[comp.sys.sun] Detail on why to be careful about RAM chip speeds.

harp@terra.pkg.mcc.com (Christopher North-Keys) (02/16/90)

[Explicit disclaimer on this one:  these opinions are my personal
opinions, subject to change without notice and possibly without reason;
my employers can go find their own opinions...]

What I've heard about memory chip design (hopefully correct)...

Sun has been shipping 4/390s with 100ns access time memory chips, and we
believe has so been shipping 4/330s and 4/370s.  The Sun4/SPARC Hardware
Configuration Guide of Nov 1989 states that a Sun 4/3xx uses a cycle time
from chips of 40ns.

The cycle time of 40ns is trivially derived from the clock speed of 25MHz.
Interleaving access effectively doubles this period to 80ns from the
standpoint of the memory chips.  It is this number (80ns) which is to be
compared to the intended chip speed.  100ns chips fail this criterion by
20%-25% (depending on perspective).

100ns is *not* within the defined range for any of the SPARC Suns *except*
for the SS1, and possibly the SPARCserver 1.

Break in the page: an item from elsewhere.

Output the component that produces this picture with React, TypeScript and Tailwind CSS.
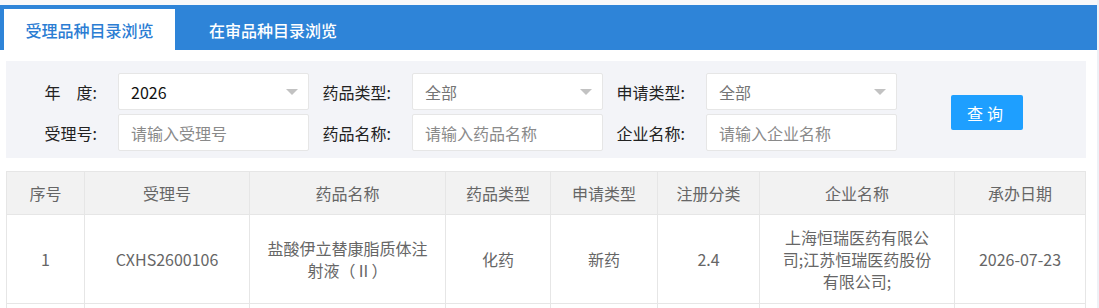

Now comes the fun part:  A good chip manufacturer will test chips at
elevated temperature (allegedly 75 - 85 C) for speed with a speed margin
of 10% or more.   This means that 100ns chips from a *good* production
house may well perform in the range expected of 80 to 90 ns chips
(Mitsubishi and Toshiba are held in decent regard around here.).  Note
that all this is being done to make them dependable at 100ns, not really
for 80ns.

So basically Sun's getting away with this approach simply because they've
apparently selected a high-grade memory production house, and don't expect
temperature conditions in a SPARC 3xx cardcage to get extreme...  (didn't
you notice all the fans?)

Now, you say you're not using a 4/390, and that the $85/Mb 100ns chips are
fine in your 4/330.

Well, my suggestion is that you remember two things:

* SPARC 330s, 370s, and 390s all need 80ns access time performance.
* 100ns chips aren't guaranteed to work at 80ns, it's just that
  the really good ones happen to.  You've been fortunate.